- _The records_:
-------------------------

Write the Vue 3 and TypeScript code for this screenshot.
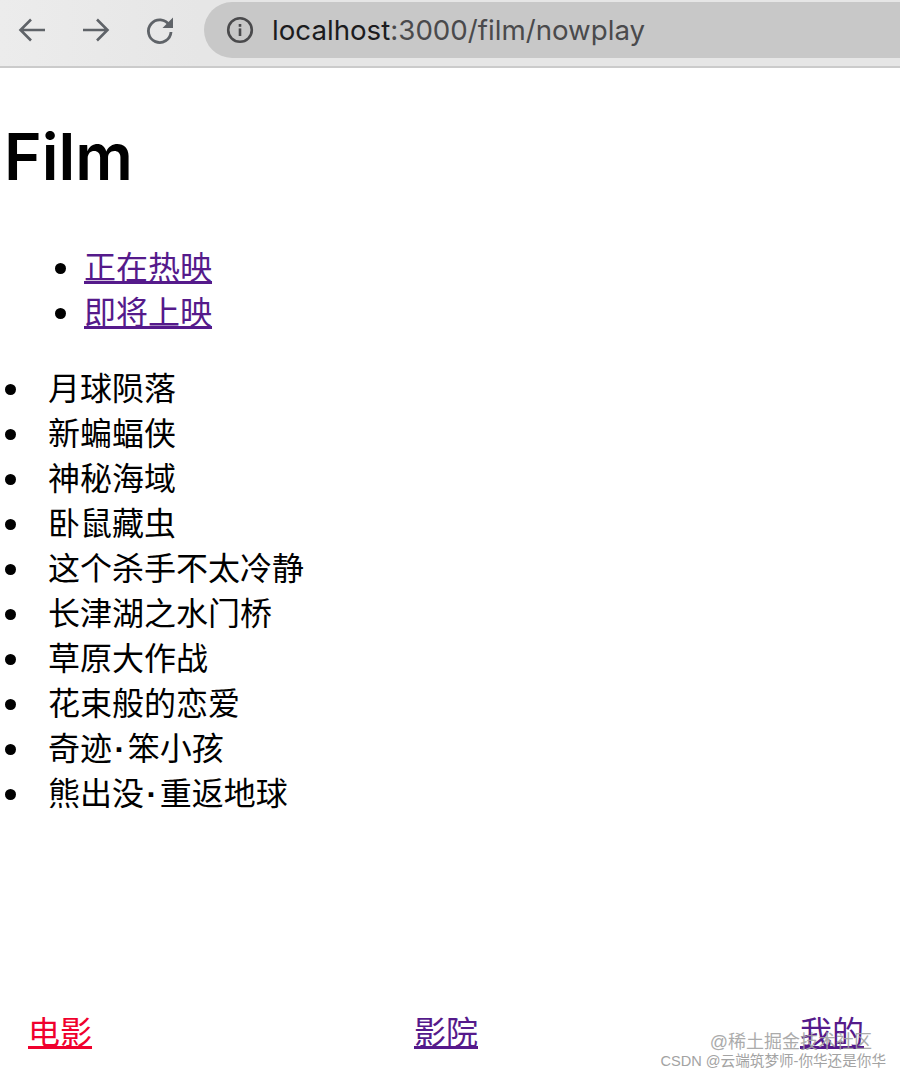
<script setup lang="ts">
const tabs: string[] = ['正在热映', '即将上映']
const films: string[][] = ['月球陨落', '新蝙蝠侠', '神秘海域', '卧鼠藏虫', '这个杀手不太冷静', '长津湖之水门桥', '草原大作战', '花束般的恋爱', '奇迹·笨小孩', '熊出没·重返地球'].map((f) => f.split(/(·)/))
const navs: { label: string; active: boolean }[] = [
  { label: '电影', active: true },
  { label: '影院', active: false },
  { label: '我的', active: false },
]
</script>

<template>
  <div class="page">
    <header class="chrome">
      <svg class="ico" width="32" height="32" viewBox="0 0 32 32"><path d="M29 16H5M15 5.500 4.500 16 15 26.500" fill="none" stroke="#5f6368" stroke-width="2.600"/></svg>
      <svg class="ico fwd" width="32" height="32" viewBox="0 0 32 32"><path d="M3 16h24M17 5.500 27.500 16 17 26.500" fill="none" stroke="#5f6368" stroke-width="2.600"/></svg>
      <svg class="ico rel" width="32" height="32" viewBox="0 0 32 32"><path d="M25.500 11.500A11.300 11.300 0 1 0 27 18" fill="none" stroke="#5f6368" stroke-width="2.800"/><path d="M29 3.500V14H18.500z" fill="#5f6368"/></svg>
      <div class="omni">
        <svg width="28" height="28" viewBox="0 0 28 28"><circle cx="14" cy="14" r="11.800" fill="none" stroke="#4a4a4c" stroke-width="2.600"/><rect x="12.700" y="12.400" width="2.600" height="7.600" fill="#4a4a4c"/><rect x="12.700" y="8" width="2.600" height="2.800" fill="#4a4a4c"/></svg>
        <span class="url"><span class="host">localhost</span>:3000/film/nowplay</span>
      </div>
    </header>

    <main class="content">
      <h1 class="title">Film</h1>
      <ul class="tabs">
        <li v-for="t in tabs" :key="t"><a href="#" class="link">{{ t }}</a></li>
      </ul>
      <ul class="films">
        <li v-for="f in films" :key="f.join('')"><template v-for="(part, i) in f" :key="i"><span v-if="part === '·'" class="dot">{{ part }}</span><template v-else>{{ part }}</template></template></li>
      </ul>
    </main>

    <nav class="bottom">
      <a v-for="n in navs" :key="n.label" href="#" class="link" :class="{ active: n.active }">{{ n.label }}</a>
    </nav>

    <div class="mark">
      <div class="m1">@稀土掘金技术社区</div>
      <div class="m2">CSDN @云端筑梦师-你华还是你华</div>
    </div>
  </div>
</template>

<style>
html, body { margin: 0; background: #fff; }
</style>

<style scoped>
.page {
  position: relative;
  height: 1078px;
  overflow: hidden;
  display: flex;
  flex-direction: column;
  font-family: "Liberation Sans", "Noto Sans CJK SC", sans-serif;
  font-size: 32px;
  line-height: 45px;
  color: #000;
}
.chrome {
  box-sizing: border-box;
  height: 68px;
  flex: none;
  display: flex;
  align-items: center;
  background: linear-gradient(90deg, #ececec, #e6e6e6 200px);
  border-bottom: 2px solid #cbcbcb;
  padding: 0 0 6px 16px;
}
.ico { flex: none; }
.fwd { margin-left: 32px; }
.rel { margin-left: 32px; }
.omni {
  margin-left: 28px;
  flex: 1;
  height: 56px;
  background: #c8c8c8;
  border-radius: 28px 0 0 28px;
  display: flex;
  align-items: center;
  padding-left: 22px;
  gap: 18px;
}
.url {
  font-family: Inter, "Liberation Sans", sans-serif;
  font-size: 27.700px;
  line-height: 34px;
  color: #4a4a4c;
  white-space: nowrap;
}
.host { color: #1c1c1e; }
.content { flex: 1; }
.title {
  margin: 44px 0 0 4px;
  font-family: Inter, "Liberation Sans", sans-serif;
  font-size: 64px;
  line-height: 90px;
  font-weight: 600;
}
.tabs {
  margin: 44px 0 0;
  padding: 0 0 0 84px;
  list-style: none;
}
.tabs li, .films li { height: 45px; position: relative; }
.tabs li::before, .films li::before {
  content: "";
  position: absolute;
  top: 17px;
  width: 11px;
  height: 11px;
  border-radius: 50%;
  background: #000;
}
.tabs li::before { left: -29px; }
.films li::before { left: -43px; }
.films {
  margin: 31px 0 0;
  padding: 0 0 0 48px;
  list-style: none;
}
.dot { padding: 0 2.500px; font-weight: 700; }
.link { color: #551a8b; text-decoration: underline; }
.link.active { color: #f0002d; }
.bottom {
  flex: none;
  display: flex;
  justify-content: space-between;
  padding: 0 36px 22px 28px;
}
.mark {
  position: absolute;
  right: 14px;
  bottom: 9px;
  text-align: right;
  color: #a3a3a3;
  line-height: 1;
}
.m1 { font-size: 18px; margin: 0 14px 3px 0; opacity: 0.9; }
.m2 { font-size: 14.600px; }
</style>
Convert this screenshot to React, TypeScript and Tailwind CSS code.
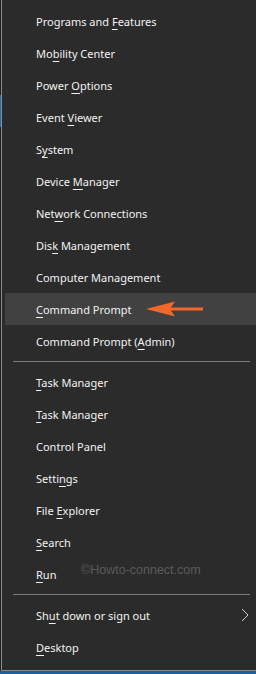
import React from "react";

type Item = { pre: string; key?: string; post?: string; active?: boolean; more?: boolean };

const GROUPS: Item[][] = [
  [
    { pre: "Programs and ", key: "F", post: "eatures" },
    { pre: "Mo", key: "b", post: "ility Center" },
    { pre: "Power ", key: "O", post: "ptions" },
    { pre: "Event ", key: "V", post: "iewer" },
    { pre: "S", key: "y", post: "stem" },
    { pre: "Device ", key: "M", post: "anager" },
    { pre: "Net", key: "w", post: "ork Connections" },
    { pre: "Dis", key: "k", post: " Management" },
    { pre: "Computer Management" },
    { pre: "", key: "C", post: "ommand Prompt", active: true },
    { pre: "Command Prompt (", key: "A", post: "dmin)" },
  ],
  [
    { pre: "", key: "T", post: "ask Manager" },
    { pre: "", key: "T", post: "ask Manager" },
    { pre: "Control Panel" },
    { pre: "Setti", key: "n", post: "gs" },
    { pre: "File ", key: "E", post: "xplorer" },
    { pre: "", key: "S", post: "earch" },
    { pre: "", key: "R", post: "un" },
  ],
  [
    { pre: "Sh", key: "u", post: "t down or sign out", more: true },
    { pre: "", key: "D", post: "esktop" },
  ],
];

function Arrow() {
  return (
    <svg width="60" height="18" viewBox="0 0 60 18" className="ml-[14px]">
      <path d="M1 9 L30 1.5 L25 9 L30 16.5 Z" fill="#f2682a" />
      <rect x="24" y="7.5" width="34" height="3" fill="#f2682a" />
    </svg>
  );
}

function Row({ item }: { item: Item }) {
  return (
    <div
      className={`flex h-8 items-center pl-[31px] pr-[6px] ${item.active ? "bg-[#414141]" : ""}`}
    >
      <span className="mt-[2px] whitespace-nowrap">
        {item.pre}
        {item.key && <span className="underline decoration-1 underline-offset-[3px]">{item.key}</span>}
        {item.post}
      </span>
      {item.active && <Arrow />}
      {item.more && (
        <svg width="10" height="14" viewBox="0 0 10 14" className="ml-auto">
          <path d="M2 1 L8 7 L2 13" fill="none" stroke="#c9d2dc" strokeWidth="1" />
        </svg>
      )}
    </div>
  );
}

export default function App() {
  return (
    <div className="flex h-[674px] w-[256px] flex-col bg-[#1c1c1c]">
      <div className="flex flex-1">
        {/* desktop edge */}
        <div className="flex w-px flex-col bg-[#202020]">
          <div className="mt-[95px] h-[32px] bg-[#1e6fb8]" />
        </div>
        <div
          className="flex flex-1 flex-col border-b border-l border-[#8a8a8a] bg-[#2b2b2b] pt-[5px] pl-[3px] text-[11px] text-[#f2f2f2]"
          style={{ fontFamily: '"Noto Sans", "Open Sans", sans-serif' }}
        >
          {GROUPS.map((g, gi) => (
            <div key={gi}>
              {gi > 0 && (
                <div className="flex h-[9px] items-center pl-[8px] pr-[6px]">
                  <div className="h-px w-full bg-[#7a7a7a]" />
                </div>
              )}
              {g.map((it, i) => (
                <Row key={i} item={it} />
              ))}
              {gi === 1 && (
                <div className="pointer-events-none relative">
                  <span
                    className="absolute left-[76px] top-[-29px] text-[12.5px] text-[#5a5a5a]"
                    style={{ fontFamily: '"Liberation Sans", sans-serif' }}
                  >
                    ©Howto-connect.com
                  </span>
                </div>
              )}
            </div>
          ))}
        </div>
      </div>
      <div className="h-[3px] bg-[#1d5f9a]" />
    </div>
  );
}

-------------------------

- _Short problem_:
Reproduce, word for word, only the lines in the records above from the line with "Convert this screenshot" through the line with "string; key?: string;", including both ends; omit the pictures.

- _Solution to this problem_:
Convert this screenshot to React, TypeScript and Tailwind CSS code.
import React from "react";

type Item = { pre: string; key?: string; post?: string; active?: boolean; more?: boolean };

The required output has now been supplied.